The idea of the ghostly subject can be far scarier than any details - something to keep in mind. My father, an expert ghost-story teller, mastered this in a story that used to give me nightmares, though now I realize he never actually told a coherent tale. The story, so to speak, was of the "one-legged deer" that haunted the Idaho woods outside our cabin (the concept of the one-legged deer didn't actually become humorous until I was much older). As we sat on the floor listening to him by the firelight, he would tell a warm-up story.

He would then refer to the "one-legged deer story," pause, and shake his head solemnly, saying, "No, that's too scary for you kids."

Sometimes my mother was in on this and would sigh and tell my father that we were too young, or that he'd better not dare. Sometimes he would go so far as to start the story - a fisherman gets up before dawn and ventures into the cold and the fog and suddenly hears something in the bushes. But he never had to go farther because he would just jump a little and we'd scramble screaming into his lap. It was a perfect build-up. The idea of the story was more frightening than anything he might have actually told (especially involving a one-legged animal).

There certainly is an undeniable craft in ghost story-telling. Mark Twain, in his essay "How to Tell a Story," asserts that the "pause in front of the snapper on the end" is the crucial element to a good ghost story. To use Twain's example, the art is in knowing where to pause between the "Who's got my golden arm?" and the "YOU'VE GOT IT!"

The proximity to your audience becomes especially important if you've got an ending that involves jumping and yelling something to scare them, in which case you'll want to lean in real close and speak in almost a whisper before the grand finale.

When telling an urban legend, it is best to tell it as if you know for certain that it is true, and that it in fact happened to someone you know, your cousin perhaps or your best friend from sixth grade. This makes the listener inherently more interested.

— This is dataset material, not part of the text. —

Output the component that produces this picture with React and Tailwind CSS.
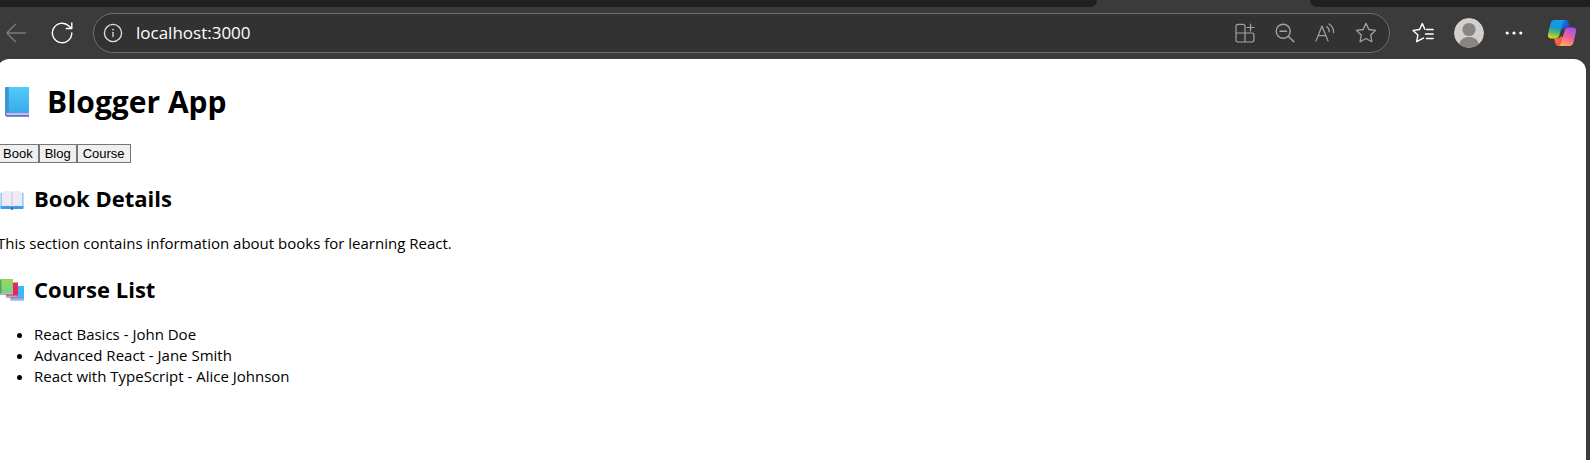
import React, { useState } from "react";

const line = {
  fill: "none",
  stroke: "currentColor",
  strokeLinecap: "round",
  strokeLinejoin: "round",
};

function BackIcon() {
  return (
    <svg className="h-5 w-5" viewBox="0 0 20 20" strokeWidth="1.3" {...line} aria-hidden="true">
      <path d="M19.5 10H.8M9.5 1.2.8 10l8.7 8.8" />
    </svg>
  );
}

function ReloadIcon() {
  return (
    <svg className="h-[22px] w-[22px]" viewBox="0 0 22 22" strokeWidth="1.4" {...line} aria-hidden="true">
      <path d="M20.8 11a9.7 9.7 0 1 1-2.900-6.900L20.500 6.500M20.800 1v5.500h-5.500" />
    </svg>
  );
}

function InfoIcon() {
  return (
    <svg className="h-5 w-5" viewBox="0 0 20 20" strokeWidth="1.3" {...line} aria-hidden="true">
      <circle cx="10" cy="10" r="8.6" />
      <path d="M10 9.3v4.2" />
      <circle cx="10" cy="6.6" r=".9" fill="currentColor" stroke="none" />
    </svg>
  );
}

function AppsIcon() {
  return (
    <svg className="h-5 w-5" viewBox="0 0 20 20" strokeWidth="1.2" {...line} aria-hidden="true">
      <path d="M10 10H1V3.2C1 2 1.7 1.3 2.9 1.3h5.2c1.2 0 1.9.7 1.900 1.900V19H2.900C1.700 19 1 18.300 1 17.100V10M10 10h7c1.200 0 1.900.7 1.900 1.900v5.200c0 1.200-.7 1.900-1.900 1.900h-7M15.500 1v7M12 4.500h7" />
    </svg>
  );
}

function ZoomOutIcon() {
  return (
    <svg className="h-5 w-5" viewBox="0 0 20 20" strokeWidth="1.4" {...line} aria-hidden="true">
      <circle cx="8.200" cy="8.200" r="7" />
      <path d="M5 8.200h6.500M13.300 13.300l5.500 5.500" />
    </svg>
  );
}

function ReadAloudIcon() {
  return (
    <svg className="h-5 w-5" viewBox="0 0 20 20" strokeWidth="1.2" {...line} aria-hidden="true">
      <path d="M1 18 7 3l6 15M3.200 12.600h7.600M11.600 3.600a6 6 0 0 1 2.600 5.200M14 .9a9.300 9.300 0 0 1 4.500 8.700" />
    </svg>
  );
}

function StarIcon() {
  return (
    <svg className="h-[22px] w-[22px]" viewBox="0 0 22 22" strokeWidth="1.3" {...line} aria-hidden="true">
      <path d="m11 1.400 2.900 6.100 6.700.9-4.900 4.600 1.200 6.700L11 16.500l-5.900 3.200 1.200-6.700-4.900-4.600 6.700-.9Z" />
    </svg>
  );
}

function FavoritesIcon() {
  return (
    <svg className="h-[22px] w-[22px]" viewBox="0 0 22 22" strokeWidth="1.400" {...line} aria-hidden="true">
      <path d="M14.500 7.500h6.700M13.500 12h7.700M14.500 16.500h6.700M12.800 7.300l-2.500-5.800-2.700 6-6.500.9 4.800 4.600-1.200 6.700 5.600-3.100 1.200-.5" />
    </svg>
  );
}

function Avatar() {
  return (
    <svg className="h-[30px] w-[30px] rounded-full" viewBox="0 0 30 30" aria-hidden="true">
      <circle cx="15" cy="15" r="15" fill="#d2d0ce" />
      <circle cx="15" cy="11.500" r="6.600" fill="#8a8581" />
      <path d="M5 26.200C6.500 21.500 10 19 15 19s8.500 2.500 10 7.200A15 15 0 0 1 15 30 15 15 0 0 1 5 26.200Z" fill="#8a8581" />
    </svg>
  );
}

function MoreIcon() {
  return (
    <svg className="h-5 w-5" viewBox="0 0 20 20" fill="currentColor" aria-hidden="true">
      <circle cx="3.200" cy="10" r="1.600" />
      <circle cx="10" cy="10" r="1.600" />
      <circle cx="16.800" cy="10" r="1.600" />
    </svg>
  );
}

function CopilotIcon() {
  return (
    <svg className="h-7 w-[30px]" viewBox="1 0 30 28" aria-hidden="true">
      <defs>
        <linearGradient id="cpLeft" x1=".55" y1="0" x2=".35" y2="1">
          <stop offset="0" stopColor="#159cf0" />
          <stop offset=".4" stopColor="#1496d8" />
          <stop offset=".7" stopColor="#5cb866" />
          <stop offset="1" stopColor="#f5d015" />
        </linearGradient>
        <linearGradient id="cpRight" x1=".7" y1="0" x2=".3" y2="1">
          <stop offset="0" stopColor="#a94df0" />
          <stop offset=".5" stopColor="#f0609a" />
          <stop offset="1" stopColor="#ffab58" />
        </linearGradient>
        <linearGradient id="cpTop" x1="0" y1="0" x2="1" y2="1">
          <stop offset="0" stopColor="#1583e8" />
          <stop offset="1" stopColor="#1640c4" />
        </linearGradient>
        <linearGradient id="cpBottom" x1="0" y1="0" x2="1" y2="1">
          <stop offset="0" stopColor="#f8853c" />
          <stop offset="1" stopColor="#ee4048" />
        </linearGradient>
      </defs>
      <path d="M13 1h5.500c1.500 0 2.400.8 2.900 2.300l1.500 5.200h-3c-2.300 0-3.300 1-3.900 2.800L13.500 9Z" fill="url(#cpTop)" />
      <path d="M17 27h-5.500c-1.500 0-2.400-.8-2.900-2.300L7.100 19.500h3c2.300 0 3.300-1 3.900-2.800l2.500 2.300Z" fill="url(#cpBottom)" />
      <path d="M7.800 1h10.400c-1.300.6-1.900 1.800-2.400 3.400L12.300 16.500c-.6 2-1.800 3-3.800 3H4.200C1.600 19.500.3 17.600 1 15L3.400 5C4 2.300 5.400 1 7.800 1Z" fill="url(#cpLeft)" />
      <path d="M22.200 27H11.800c1.300-.6 1.900-1.800 2.400-3.400L17.700 11.500c.6-2 1.800-3 3.800-3h4.300c2.600 0 3.900 1.900 3.200 4.500L26.600 23c-.6 2.700-2 4-4.400 4Z" fill="url(#cpRight)" />
    </svg>
  );
}

function BlueBook() {
  return (
    <svg className="h-8 w-6 shrink-0" viewBox="0 0 24 32" aria-hidden="true">
      <defs>
        <linearGradient id="bookCover" x1="0" y1="0" x2="0" y2="1">
          <stop offset="0" stopColor="#51cdf5" />
          <stop offset="1" stopColor="#3ba8ee" />
        </linearGradient>
      </defs>
      <path d="M0 2.500C0 1.500.5 1 1.500 1H24v29H1.500C.5 30 0 29.500 0 28.500Z" fill="#3f7fd0" />
      <path d="M1 27h23v2.300H1.500Z" fill="#d9b4e4" />
      <path d="M3.500 1H24v26H3.500Z" fill="url(#bookCover)" />
      <path d="M0 2.500C0 1.500.5 1 1.500 1h2v26H0Z" fill="#3c98cf" />
      <path d="M1 29.500h23v1.200H1.500Z" fill="#4c66c0" />
    </svg>
  );
}

function OpenBook() {
  return (
    <svg className="h-6 w-6 shrink-0" viewBox="0 0 24 24" aria-hidden="true">
      <path d="M1 6.500h22l.6 1V21H.4V7.500Z" fill="#8fcdf3" />
      <path d="M.4 20h23.200v2c0 .5-.4.900-.9.900H14l-2 1-2-1H1.300c-.5 0-.9-.4-.9-.9Z" fill="#3f9de8" />
      <path d="M2 5.500c3.500-.8 7-.8 10 0 3-.8 6.500-.8 10 0v14.700c-3.500-.7-7-.7-10 0-3-.7-6.500-.7-10 0Z" fill="#f0e9f6" />
      <path d="M12 5.500v14.500" stroke="#d5cbe6" strokeWidth="1.200" />
      <path d="M11 21.300h2v2h-2Z" fill="#1d5cc0" />
    </svg>
  );
}

function BookStack() {
  return (
    <svg className="h-6 w-6 shrink-0" viewBox="0 -2 24 24" aria-hidden="true">
      <defs>
        <linearGradient id="greenCover" x1="0" y1="0" x2="0" y2="1">
          <stop offset="0" stopColor="#9bdc55" />
          <stop offset="1" stopColor="#72cf8c" />
        </linearGradient>
      </defs>
      <path d="M11 7h13v14.500H10.500V18Z" fill="#41b5f2" />
      <path d="M10.500 19.600H24v1.600H10.800Z" fill="#b7a6e2" />
      <path d="M6 3.500h12v15H6Z" fill="#e2295f" />
      <path d="M5.500 16.500h12v1.800H6Z" fill="#c7a2cf" />
      <path d="M0 1.300C0 .7.400.3 1 .3h12v15.400H1c-.6 0-1-.4-1-1Z" fill="#5aa45a" />
      <path d="M1.500.3H13V14H1.500Z" fill="url(#greenCover)" />
      <path d="M.8 14H13v1.200H1Z" fill="#c9b4dc" />
    </svg>
  );
}

function BrowserBar() {
  return (
    <header className="bg-[#3b3b3b]">
      <div className="flex h-[7px]">
        <div className="flex-1 rounded-br-lg bg-[#202020]" />
        <div className="w-[213px]" />
        <div className="w-[280px] rounded-bl-lg bg-[#202020]" />
      </div>
      <div className="flex h-[52px] items-center pr-3 pl-[6px]">
        <button aria-label="Back" className="text-[#7c7c7c]"><BackIcon /></button>
        <button aria-label="Refresh" className="ml-[25px] text-white"><ReloadIcon /></button>
        <div className="ml-5 flex h-10 min-w-0 flex-1 items-center rounded-full border border-[#6f6f6f] bg-[#323232] pr-3 pl-[9px]">
          <button aria-label="View site information" className="text-[#dedede]"><InfoIcon /></button>
          <input
            aria-label="Address"
            defaultValue="localhost:3000"
            className="ml-[13px] min-w-0 flex-1 bg-transparent font-['Open_Sans','Noto_Sans',sans-serif] text-[17px] text-white outline-none"
          />
          <div className="flex items-center gap-5 text-[#a3a3a3]">
            <button aria-label="App available"><AppsIcon /></button>
            <button aria-label="Zoom out"><ZoomOutIcon /></button>
            <button aria-label="Read aloud"><ReadAloudIcon /></button>
            <button aria-label="Add to favorites"><StarIcon /></button>
          </div>
        </div>
        <div className="ml-[22px] flex items-center gap-5 text-white">
          <button aria-label="Favorites"><FavoritesIcon /></button>
          <button aria-label="Profile"><Avatar /></button>
          <button aria-label="Settings and more"><MoreIcon /></button>
          <button aria-label="Copilot" className="ml-1"><CopilotIcon /></button>
        </div>
      </div>
    </header>
  );
}

const courses = [
  { name: "React Basics", author: "John Doe" },
  { name: "Advanced React", author: "Jane Smith" },
  { name: "React with TypeScript", author: "Alice Johnson" },
];

function SectionTitle({ icon, children }) {
  return (
    <h2 className="flex items-center gap-[10px] pl-[3px] text-[22px] leading-[30px] font-bold">
      {icon}
      {children}
    </h2>
  );
}

export default function App() {
  const [, setActive] = useState("Book");
  return (
    <div className="flex min-h-screen flex-col bg-[#3b3b3b]">
      <BrowserBar />
      <div className="flex flex-1 pr-1">
        <main className="-ml-[3px] flex-1 rounded-t-xl bg-white pt-[22px] font-['Open_Sans','Noto_Sans',sans-serif] text-black">
          <h1 className="flex items-center gap-[18px] pl-2 text-[30px] leading-[42px] font-bold">
            <BlueBook />
            Blogger App
          </h1>
          <div className="mt-[21px] flex">
            {["Book", "Blog", "Course"].map((label) => (
              <button
                key={label}
                onClick={() => setActive(label)}
                className="border border-[#767676] bg-[#efefef] px-[5px] font-['Liberation_Sans',sans-serif] text-[13px] leading-[17px]"
              >
                {label}
              </button>
            ))}
          </div>
          <div className="mt-5">
            <SectionTitle icon={<OpenBook />}>Book Details</SectionTitle>
            <p className="mt-5 text-[15px] leading-[21px]">
              This section contains information about books for learning React.
            </p>
          </div>
          <div className="mt-5">
            <SectionTitle icon={<BookStack />}>Course List</SectionTitle>
            <ul className="mt-5 list-disc pl-[37px] text-[15px] leading-[21px]">
              {courses.map((course) => (
                <li key={course.name}>
                  {course.name} - {course.author}
                </li>
              ))}
            </ul>
          </div>
        </main>
      </div>
    </div>
  );
}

Make sure to use details familiar to the auditors. It's best if the story takes place wherever you are, or nearby, and if the main character of the story is doing something your listener can relate to (i.e. babysitting or making out on the football field) rather than something less realistic (i.e. walking past the haunted mansion or plowing corn at night). Your listener should be eager to hear the end and left with a shiver.

As an example of this art form, here's a story I heard and I'd like to pass on...

So a neighbor of mine went to Middlebury, she graduated in 1998, and told me a pretty scary story over Fall Break. She was an Art major here, and she was doing a senior project on nature photography. She procrastinated until the end of the semester and so one weekend decided to go hike the Long Trail, camp for a few day and get it all done at once. Well, there had been some murders in Addison County over the past year, mostly young girls, which they later all connected to one serial killer. The suspect had escaped custody and had been seen up in the Green Mountains. People were warned not to go up in the mountains until he had been found. Well my neighbor heard this and didn't really think much of it. She thought the killer had probably hiked his way up to Canada. She also really wanted to get the project done, so even when her friends told her not to go, she was still determined. So she headed out on her trip and took some beautiful photos. Though she was a little more wary than usual, she didn't see anyone else on the trail and finished her project. The trip seemed to go smoothly until she got back to campus and began developing her photographs. (Pause) It was then she saw the pictures of herself sleeping.

This is, of course, a true story, and so be sure to remind your listeners that, and also when you tell it was your neighbor. Happy Halloween!